Should Leaders Rewrite Their Purpose Statement for AI Agents

Purpose in the AI-agent era: keep the slogan, or rebuild the operating system?

Leaders should rewrite a purpose statement only when it fails at its real job: governing decisions when tradeoffs get tense. If purpose already reduces conflict, speeds decisions, and guides what gets measured, keep it. If it reads well but does not steer behavior under pressure, refine it. If it is generic enough to fit any company and specific enough to help nobody, rebuild it.

This is not about pleasant words written on a piece of paper. Purpose is closer to governance than poetry. A purpose statement is an operational artifact that should reduce decision latency, resolve cross-functional conflict, and steer metric selection.
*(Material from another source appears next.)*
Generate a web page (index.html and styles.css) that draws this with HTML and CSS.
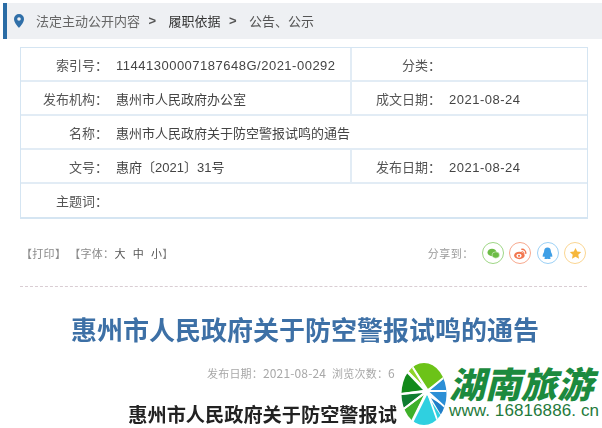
FILE: index.html
```html
<!DOCTYPE html>
<html lang="zh-CN">
<head>
<meta charset="utf-8">
<title>惠州市人民政府关于防空警报试鸣的通告</title>
<link rel="stylesheet" href="styles.css">
</head>
<body>
<main class="page">
  <nav class="crumbs">
    <svg class="pin" viewBox="0 0 12 14" width="12" height="14"><path fill="#2f6fa8" fill-rule="evenodd" d="M6 0a5 5 0 0 1 5 5c0 3.300-3.200 6.800-5 9-1.800-2.200-5-5.700-5-9a5 5 0 0 1 5-5zm0 3.200a1.800 1.800 0 1 0 0 3.600 1.800 1.800 0 0 0 0-3.600z"/></svg>
    <span class="crumb-muted">法定主动公开内容</span>
    <span class="sep">&gt;</span>
    <span class="crumb">履职依据</span>
    <span class="sep">&gt;</span>
    <span class="crumb">公告、公示</span>
  </nav>

  <section class="meta-table">
    <div class="row">
      <div class="cell main"><span class="label">索引号：</span><span class="value num">11441300007187648G/2021-00292</span></div>
      <div class="cell side"><span class="label side-label">分类：</span><span class="value"></span></div>
    </div>
    <div class="row">
      <div class="cell main"><span class="label">发布机构：</span><span class="value">惠州市人民政府办公室</span></div>
      <div class="cell side"><span class="label side-label">成文日期：</span><span class="value num">2021-08-24</span></div>
    </div>
    <div class="row">
      <div class="cell wide"><span class="label">名称：</span><span class="value">惠州市人民政府关于防空警报试鸣的通告</span></div>
    </div>
    <div class="row">
      <div class="cell main"><span class="label">文号：</span><span class="value">惠府〔2021〕31号</span></div>
      <div class="cell side"><span class="label side-label">发布日期：</span><span class="value num">2021-08-24</span></div>
    </div>
    <div class="row">
      <div class="cell wide"><span class="label">主题词：</span><span class="value"></span></div>
    </div>
  </section>

  <div class="tools">
    <div class="tools-left">
      <span>【打印】</span>
      <span>【字体：<b class="fs">大</b><b class="fs">中</b><b class="fs">小</b>】</span>
    </div>
    <div class="share">
      <span class="share-label">分享到：</span>
      <span class="ico ico-wx"><svg viewBox="0 0 20 20" width="20" height="20"><ellipse cx="8" cy="8.500" rx="6" ry="5" fill="#6cbb45"/><ellipse cx="13" cy="12" rx="5" ry="4.200" fill="#6cbb45" stroke="#f2f9ee" stroke-width=".7"/></svg></span>
      <span class="ico ico-wb"><svg viewBox="0 0 20 20" width="20" height="20"><ellipse cx="8.500" cy="12.500" rx="7" ry="5" fill="#f2764e"/><ellipse cx="8" cy="13" rx="3.500" ry="2.600" fill="#fff"/><circle cx="8" cy="13" r="1.500" fill="#f2764e"/><path d="M11 4.500a5 5 0 0 1 6 6" fill="none" stroke="#f2764e" stroke-width="1.800"/><path d="M11.500 7.500a2.400 2.400 0 0 1 3 3" fill="none" stroke="#f2764e" stroke-width="1.300"/></svg></span>
      <span class="ico ico-qq"><svg viewBox="0 0 20 20" width="20" height="20"><path fill="#3f9fe6" d="M10 2c3 0 4.500 2.300 4.500 5 0 1 .4 1.600 1 2.800.9 1.800 1.300 4.200.6 4.700-.5.300-1-.4-1.500-1.200-.2 1-.6 1.800-1.300 2.400.9.400 1.200 1 .6 1.400-.9.500-3 .5-3.900 0-.9.500-3 .5-3.900 0-.6-.4-.3-1 .6-1.400-.7-.6-1.100-1.400-1.300-2.400-.5.800-1 1.500-1.500 1.200-.7-.5-.3-2.900.6-4.700.6-1.200 1-1.800 1-2.800C5.500 4.300 7 2 10 2z"/></svg></span>
      <span class="ico ico-st"><svg viewBox="0 0 20 20" width="20" height="20"><path fill="#f6b73c" d="M10 2.500l2.300 4.900 5.300.7-3.900 3.600 1 5.300-4.700-2.600-4.700 2.600 1-5.300L2.400 8.100l5.300-.7z"/></svg></span>
    </div>
  </div>

  <div class="dashed"></div>

  <h1 class="title">惠州市人民政府关于防空警报试鸣的通告</h1>
  <p class="pubinfo">发布日期：<span class="pubnum">2021-08-24</span>浏览次数：<span class="pubnum">6</span></p>
  <h2 class="subtitle">惠州市人民政府关于防空警报试鸣的通告</h2>
</main>

<aside class="mark">
  <svg class="mark-logo" viewBox="0 0 46 62" width="46" height="62">
    <defs><clipPath id="disc"><ellipse cx="23" cy="31" rx="22.500" ry="31"/></clipPath></defs>
    <g clip-path="url(#disc)">
      <rect width="46" height="62" fill="#fff"/>
      <path fill="#6cc318" d="M10 0h36v14L27 26z"/>
      <path fill="#8fd42a" d="M0 0h10l13 25z"/>
      <path fill="#128a1a" d="M0 4l22 23L0 30z"/>
      <path fill="#0f7d30" d="M0 32l22-2L0 47z"/>
      <path fill="#3fb02a" d="M0 49l23-17L9 62H0z"/>
      <path fill="#2fd0e0" d="M11 62l15-30 20 30z"/>
      <path fill="#2c8fd6" d="M46 13v32L27 29z"/>
      <path fill="#1f7fc8" d="M46 45v17L30 35z"/>
      <path stroke="#fff" stroke-width="1.800" fill="none" d="M26 28L9 0M26 28L46 12M26 28L46 28M26 28L0 2M26 28L0 31M26 28L0 48M26 28L9 62M26 28L46 46M26 28l12 34"/>
    </g>
  </svg>
  <div class="mark-text">
    <div class="mark-cn">湖南旅游</div>
    <div class="mark-url">www. 16816886. cn</div>
  </div>
</aside>
</body>
</html>
```

FILE: styles.css
```css
* { box-sizing: border-box; }
html, body { margin: 0; padding: 0; }
body {
  width: 602px;
  height: 428px;
  overflow: hidden;
  position: relative;
  background: #fff;
  font-family: "Noto Sans CJK SC", "Liberation Sans", sans-serif;
  color: #444;
}
.page {
  padding-top: 3px;
  filter: blur(0.45px);
}
.crumbs {
  margin-left: 3px;
  height: 36px;
  display: flex;
  align-items: center;
  background: #eef0f3;
  border-left: 4px solid #2a6ca5;
  font-size: 13px;
  line-height: 18px;
}
.pin { margin-left: 6px; margin-right: 11px; flex: none; }
.crumb-muted { color: #666; }
.crumb { color: #333; }
.sep { width: 28.5px; padding-right: 4px; text-align: center; font-family: "Liberation Sans", sans-serif; font-size: 13px; font-weight: 700; color: #555; }
.crumbs .crumb:last-child { color: #555; }

.meta-table {
  margin: 8px 0 0 20px;
  width: 568px;
  border: 1px solid #d5e5f2;
  border-bottom-width: 2px;
  font-size: 13px;
}
.row {
  display: flex;
  height: 34px;
  border-bottom: 2px solid #e2ecf5;
}
.row:last-child { border-bottom: 0; height: 33px; }
.cell { display: flex; align-items: baseline; padding-top: 8px; line-height: 18px; }
.main { width: 331px; border-right: 2px solid #e2ecf5; }
.side { flex: 1; }
.wide { flex: 1; }
.label { width: 87px; text-align: right; color: #555; flex: none; }
.side-label { width: 89px; }
.value { margin-left: 8px; color: #444; font-family: "Liberation Sans", "Noto Sans CJK SC", sans-serif; white-space: nowrap; }
.num { letter-spacing: .5px; }

.tools {
  margin: 20px 16px 0 22px;
  height: 28px;
  display: flex;
  align-items: center;
  justify-content: space-between;
  font-size: 11px;
  color: #8b8b8b;
}
.tools-left { display: flex; gap: 3px; margin-left: -1px; letter-spacing: .3px; }
.fs { font-weight: 400; color: #555; margin-right: 7px; }
.fs:last-of-type { margin-right: 0; }
.share { display: flex; align-items: center; gap: 5.3px; }
.share-label { margin-right: 3px; color: #999; letter-spacing: .5px; }
.ico {
  width: 22px;
  height: 22px;
  border-radius: 50%;
  border: 1px solid;
  display: flex;
  align-items: center;
  justify-content: center;
}
.ico svg { width: 15px; height: 15px; }
.ico-wx { border-color: #9ed685; }
.ico-wb { border-color: #f7a88d; }
.ico-qq { border-color: #9bd0f5; }
.ico-st { border-color: #fad591; }

.dashed {
  margin: 19px 15px 0 20px;
  border-top: 1px dashed #d9cdd3;
}
.title {
  margin: 13px 0 0;
  padding-left: 8px;
  text-align: center;
  font-size: 26px;
  line-height: 58px;
  height: 58px;
  font-weight: 700;
  color: #3d70a6;
  white-space: nowrap;
}
.pubinfo {
  margin: 6px 0 0;
  padding-left: 207px;
  font-size: 11px;
  letter-spacing: .2px;
  line-height: 18px;
  color: #a8a8a8;
  white-space: nowrap;
}
.pubnum { font-size: 12px; letter-spacing: .15px; margin-right: 6px; }
.pubnum:last-child { margin-right: 0; }
.subtitle {
  margin: 18px 0 0;
  text-align: center;
  font-size: 19.2px;
  line-height: 28px;
  font-weight: 700;
  color: #222;
  white-space: nowrap;
}

.mark {
  position: absolute;
  left: 397px;
  top: 363px;
  display: flex;
  width: 205px;
  height: 62px;
  padding-left: 4px;
  background: #fff;
}
.mark-logo { flex: none; }
.mark-text { margin-left: 2px; }
.mark-cn {
  font-family: "Noto Sans CJK SC", sans-serif;
  font-size: 36px;
  line-height: 39px;
  font-weight: 900;
  font-style: italic;
  color: #1c8a3e;
  white-space: nowrap;
}
.mark-url {
  font-family: "Liberation Sans", sans-serif;
  font-size: 17px;
  line-height: 18px;
  color: #1f7a3c;
  letter-spacing: .1px;
  white-space: nowrap;
}
```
In a healthy organization, it functions like a load-bearing beam, holding shape when the room gets crowded and priorities collide.

The tell is rarely a lack of ambition. The tell is operational: cross-functional conflict that never resolves, decision latency that turns simple calls into week-long threads, metrics that reward activity instead of outcomes, and managers who spend their attention budget arbitrating exceptions. When those four signals spike, a purpose statement is no longer a poster. It is an outdated operating system.

For teams that want a structured reset process, the 14-day approach in The Purpose Discovery Sprint That Turns Meaning Into Execution in 14 Days works well as a companion tool. The decision still comes first: keep, refine, or rebuild.

When OKRs and metrics are enough (and when they are the trap)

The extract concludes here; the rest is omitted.